Semi-active control of walking-induced vibrations in bridges using adaptive tuned mass damper considering human-structure-interaction

Abstract

Tuned mass dampers (TMDs) are used to control pedestrian induced vibrations of pedestrian bridges as traditional vibration control devices. A TMD can have a good control effect when it is tuned to the natural/vibrational frequency of the primary system. However, a traditional passive TMD is sensitive to the frequency deviation. Actual human-induced excitations can cover a wide frequency range and are stochastic virtually, which will cause a decrement in its control effect. The human-structure interaction (HSI) can also change the structural characteristic and lead to a mistuned TMD. To propose a more robust and effective TMD in solving the serviceability problem, a semi-active independent variable mass TMD (SAIVM-TMD) is introduced in this study. Wavelet transform (WT) is used to identify the structural instantaneous frequency, then, the mass of SAIVM-TMD is adjusted according to the WT - based control algorithm by actuating devices in real time. To highlight the control effect of SAIVM-TMD, a simply supported pedestrian bridge is carried out as a case study.

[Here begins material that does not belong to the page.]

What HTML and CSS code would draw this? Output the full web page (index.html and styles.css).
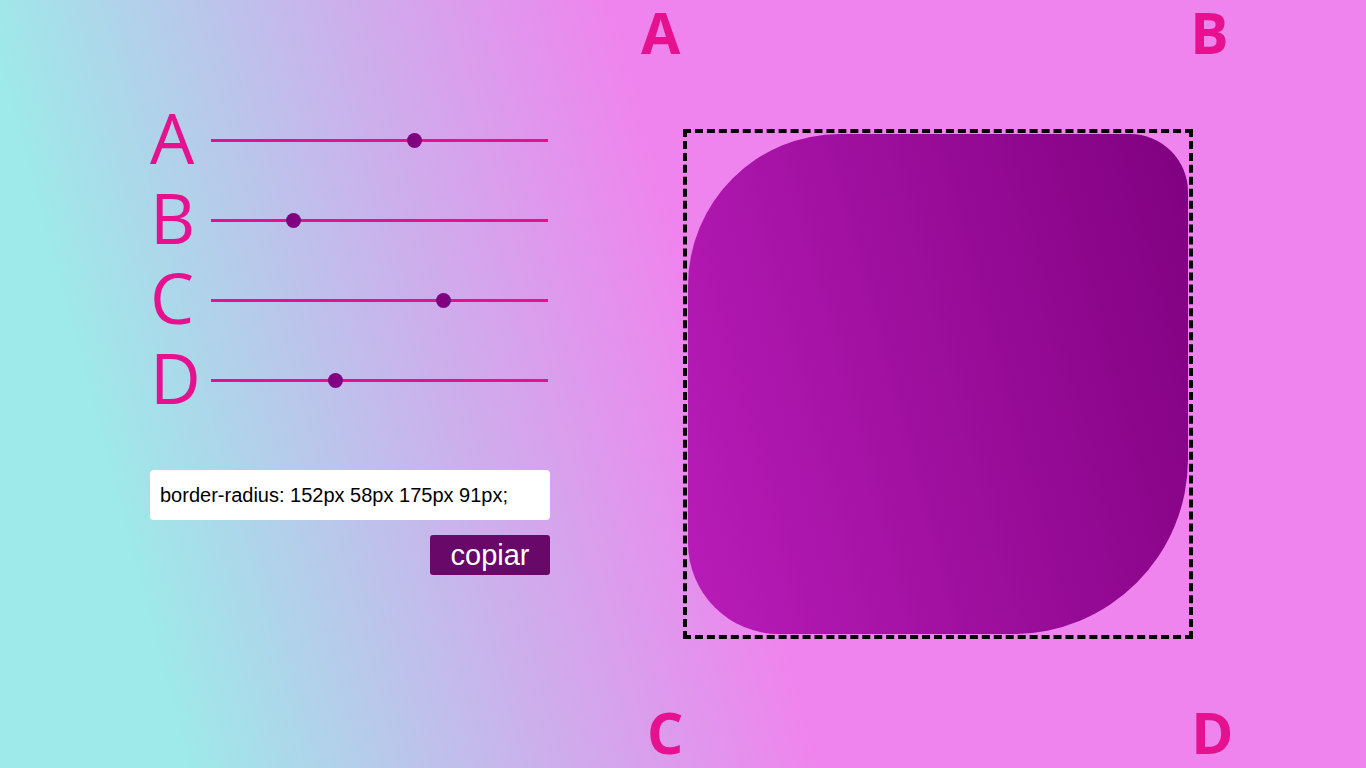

The bridge is simplified to a Euler–Bernoulli beam according to an in-situ test and model analysis. Then, its dynamic responses under different controllers are analyzed and compared under single pedestrian periodic and stochastic walking-induced excitations. HSI is considered and a pedestrian is modulated as a moving spring-mass-damper (SMD) model. Then, a case under crowd-induced stochastic excitation is proposed. A passive TMD optimized for a pedestrian bridge under moving loads is used for comparison. Results show that SAIVM-TMD always has the best performance because it can adapt to the structural vibrational frequency changes efficiently and retune.